Problem description: Reproduce the full listing below unchanged, apart from the pictures.

Data section:
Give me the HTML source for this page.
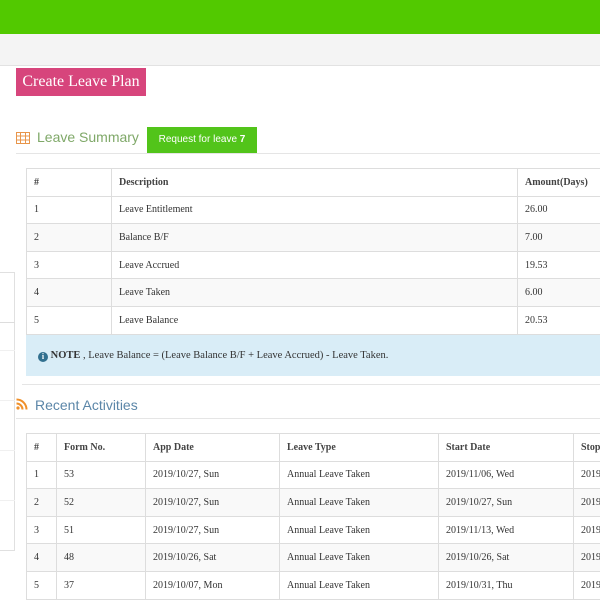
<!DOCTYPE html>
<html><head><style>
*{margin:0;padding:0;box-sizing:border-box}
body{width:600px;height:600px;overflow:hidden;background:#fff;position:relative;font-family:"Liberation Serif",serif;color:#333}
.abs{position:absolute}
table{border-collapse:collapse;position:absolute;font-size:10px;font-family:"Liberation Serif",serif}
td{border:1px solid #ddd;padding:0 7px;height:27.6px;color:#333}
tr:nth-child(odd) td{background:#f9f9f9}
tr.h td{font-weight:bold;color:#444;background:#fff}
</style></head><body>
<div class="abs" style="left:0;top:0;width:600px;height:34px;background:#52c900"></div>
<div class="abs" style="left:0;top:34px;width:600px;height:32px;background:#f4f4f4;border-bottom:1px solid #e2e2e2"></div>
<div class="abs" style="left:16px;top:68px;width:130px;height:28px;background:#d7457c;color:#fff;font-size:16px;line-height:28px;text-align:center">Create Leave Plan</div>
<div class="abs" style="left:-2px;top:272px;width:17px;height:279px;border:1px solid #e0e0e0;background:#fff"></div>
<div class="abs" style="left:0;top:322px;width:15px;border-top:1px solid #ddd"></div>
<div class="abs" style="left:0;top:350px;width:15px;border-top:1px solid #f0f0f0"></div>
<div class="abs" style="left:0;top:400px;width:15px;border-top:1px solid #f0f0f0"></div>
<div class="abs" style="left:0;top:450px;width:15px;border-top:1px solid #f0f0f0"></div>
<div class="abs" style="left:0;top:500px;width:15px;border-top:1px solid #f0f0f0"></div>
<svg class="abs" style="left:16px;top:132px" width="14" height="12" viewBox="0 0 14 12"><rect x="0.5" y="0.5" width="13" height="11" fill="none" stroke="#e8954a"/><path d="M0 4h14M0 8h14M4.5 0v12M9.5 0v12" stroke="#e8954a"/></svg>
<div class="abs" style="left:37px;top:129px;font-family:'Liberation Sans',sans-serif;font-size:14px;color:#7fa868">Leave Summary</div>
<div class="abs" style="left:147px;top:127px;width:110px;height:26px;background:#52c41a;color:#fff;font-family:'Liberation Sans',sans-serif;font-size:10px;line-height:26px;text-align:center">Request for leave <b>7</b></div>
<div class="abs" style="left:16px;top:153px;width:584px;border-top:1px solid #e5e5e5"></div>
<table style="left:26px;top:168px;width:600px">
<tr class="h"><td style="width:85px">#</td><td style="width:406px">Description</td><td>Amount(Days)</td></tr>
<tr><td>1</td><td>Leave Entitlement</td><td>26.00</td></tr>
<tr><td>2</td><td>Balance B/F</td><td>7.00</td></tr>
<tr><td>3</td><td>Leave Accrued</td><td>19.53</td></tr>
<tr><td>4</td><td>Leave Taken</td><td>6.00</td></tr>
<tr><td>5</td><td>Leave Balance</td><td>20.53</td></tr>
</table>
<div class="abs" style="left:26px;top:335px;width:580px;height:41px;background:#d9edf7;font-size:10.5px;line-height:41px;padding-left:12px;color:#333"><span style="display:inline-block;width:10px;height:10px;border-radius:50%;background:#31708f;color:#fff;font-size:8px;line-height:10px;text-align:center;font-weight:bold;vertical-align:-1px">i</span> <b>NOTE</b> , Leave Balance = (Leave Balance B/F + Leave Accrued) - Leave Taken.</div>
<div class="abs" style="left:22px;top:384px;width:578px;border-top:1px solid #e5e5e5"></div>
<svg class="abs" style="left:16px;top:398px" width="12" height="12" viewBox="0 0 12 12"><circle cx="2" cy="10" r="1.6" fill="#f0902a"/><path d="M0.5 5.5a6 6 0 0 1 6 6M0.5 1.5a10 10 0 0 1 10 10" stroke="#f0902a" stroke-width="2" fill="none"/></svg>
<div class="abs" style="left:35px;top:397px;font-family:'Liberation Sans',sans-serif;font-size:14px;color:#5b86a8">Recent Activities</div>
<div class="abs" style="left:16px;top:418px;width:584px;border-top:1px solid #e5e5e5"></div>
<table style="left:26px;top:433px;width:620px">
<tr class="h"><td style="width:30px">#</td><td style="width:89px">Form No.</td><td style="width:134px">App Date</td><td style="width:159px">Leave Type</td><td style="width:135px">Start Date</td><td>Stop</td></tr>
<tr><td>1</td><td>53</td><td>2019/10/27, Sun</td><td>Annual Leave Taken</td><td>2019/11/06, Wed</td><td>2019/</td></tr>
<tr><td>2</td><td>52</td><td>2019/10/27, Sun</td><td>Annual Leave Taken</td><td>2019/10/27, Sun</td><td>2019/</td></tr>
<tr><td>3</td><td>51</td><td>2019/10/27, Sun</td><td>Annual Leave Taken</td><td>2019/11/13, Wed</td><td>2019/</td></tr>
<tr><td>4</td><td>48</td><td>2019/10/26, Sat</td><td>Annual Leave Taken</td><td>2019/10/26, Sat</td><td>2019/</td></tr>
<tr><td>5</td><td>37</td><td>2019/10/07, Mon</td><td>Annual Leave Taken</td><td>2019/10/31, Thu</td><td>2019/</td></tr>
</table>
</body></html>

Exercise solution:
Give me the HTML source for this page.
<!DOCTYPE html>
<html><head><style>
*{margin:0;padding:0;box-sizing:border-box}
body{width:600px;height:600px;overflow:hidden;background:#fff;position:relative;font-family:"Liberation Serif",serif;color:#333}
.abs{position:absolute}
table{border-collapse:collapse;position:absolute;font-size:10px;font-family:"Liberation Serif",serif}
td{border:1px solid #ddd;padding:0 7px;height:27.6px;color:#333}
tr:nth-child(odd) td{background:#f9f9f9}
tr.h td{font-weight:bold;color:#444;background:#fff}
</style></head><body>
<div class="abs" style="left:0;top:0;width:600px;height:34px;background:#52c900"></div>
<div class="abs" style="left:0;top:34px;width:600px;height:32px;background:#f4f4f4;border-bottom:1px solid #e2e2e2"></div>
<div class="abs" style="left:16px;top:68px;width:130px;height:28px;background:#d7457c;color:#fff;font-size:16px;line-height:28px;text-align:center">Create Leave Plan</div>
<div class="abs" style="left:-2px;top:272px;width:17px;height:279px;border:1px solid #e0e0e0;background:#fff"></div>
<div class="abs" style="left:0;top:322px;width:15px;border-top:1px solid #ddd"></div>
<div class="abs" style="left:0;top:350px;width:15px;border-top:1px solid #f0f0f0"></div>
<div class="abs" style="left:0;top:400px;width:15px;border-top:1px solid #f0f0f0"></div>
<div class="abs" style="left:0;top:450px;width:15px;border-top:1px solid #f0f0f0"></div>
<div class="abs" style="left:0;top:500px;width:15px;border-top:1px solid #f0f0f0"></div>
<svg class="abs" style="left:16px;top:132px" width="14" height="12" viewBox="0 0 14 12"><rect x="0.5" y="0.5" width="13" height="11" fill="none" stroke="#e8954a"/><path d="M0 4h14M0 8h14M4.5 0v12M9.5 0v12" stroke="#e8954a"/></svg>
<div class="abs" style="left:37px;top:129px;font-family:'Liberation Sans',sans-serif;font-size:14px;color:#7fa868">Leave Summary</div>
<div class="abs" style="left:147px;top:127px;width:110px;height:26px;background:#52c41a;color:#fff;font-family:'Liberation Sans',sans-serif;font-size:10px;line-height:26px;text-align:center">Request for leave <b>7</b></div>
<div class="abs" style="left:16px;top:153px;width:584px;border-top:1px solid #e5e5e5"></div>
<table style="left:26px;top:168px;width:600px">
<tr class="h"><td style="width:85px">#</td><td style="width:406px">Description</td><td>Amount(Days)</td></tr>
<tr><td>1</td><td>Leave Entitlement</td><td>26.00</td></tr>
<tr><td>2</td><td>Balance B/F</td><td>7.00</td></tr>
<tr><td>3</td><td>Leave Accrued</td><td>19.53</td></tr>
<tr><td>4</td><td>Leave Taken</td><td>6.00</td></tr>
<tr><td>5</td><td>Leave Balance</td><td>20.53</td></tr>
</table>
<div class="abs" style="left:26px;top:335px;width:580px;height:41px;background:#d9edf7;font-size:10.5px;line-height:41px;padding-left:12px;color:#333"><span style="display:inline-block;width:10px;height:10px;border-radius:50%;background:#31708f;color:#fff;font-size:8px;line-height:10px;text-align:center;font-weight:bold;vertical-align:-1px">i</span> <b>NOTE</b> , Leave Balance = (Leave Balance B/F + Leave Accrued) - Leave Taken.</div>
<div class="abs" style="left:22px;top:384px;width:578px;border-top:1px solid #e5e5e5"></div>
<svg class="abs" style="left:16px;top:398px" width="12" height="12" viewBox="0 0 12 12"><circle cx="2" cy="10" r="1.6" fill="#f0902a"/><path d="M0.5 5.5a6 6 0 0 1 6 6M0.5 1.5a10 10 0 0 1 10 10" stroke="#f0902a" stroke-width="2" fill="none"/></svg>
<div class="abs" style="left:35px;top:397px;font-family:'Liberation Sans',sans-serif;font-size:14px;color:#5b86a8">Recent Activities</div>
<div class="abs" style="left:16px;top:418px;width:584px;border-top:1px solid #e5e5e5"></div>
<table style="left:26px;top:433px;width:620px">
<tr class="h"><td style="width:30px">#</td><td style="width:89px">Form No.</td><td style="width:134px">App Date</td><td style="width:159px">Leave Type</td><td style="width:135px">Start Date</td><td>Stop</td></tr>
<tr><td>1</td><td>53</td><td>2019/10/27, Sun</td><td>Annual Leave Taken</td><td>2019/11/06, Wed</td><td>2019/</td></tr>
<tr><td>2</td><td>52</td><td>2019/10/27, Sun</td><td>Annual Leave Taken</td><td>2019/10/27, Sun</td><td>2019/</td></tr>
<tr><td>3</td><td>51</td><td>2019/10/27, Sun</td><td>Annual Leave Taken</td><td>2019/11/13, Wed</td><td>2019/</td></tr>
<tr><td>4</td><td>48</td><td>2019/10/26, Sat</td><td>Annual Leave Taken</td><td>2019/10/26, Sat</td><td>2019/</td></tr>
<tr><td>5</td><td>37</td><td>2019/10/07, Mon</td><td>Annual Leave Taken</td><td>2019/10/31, Thu</td><td>2019/</td></tr>
</table>
</body></html>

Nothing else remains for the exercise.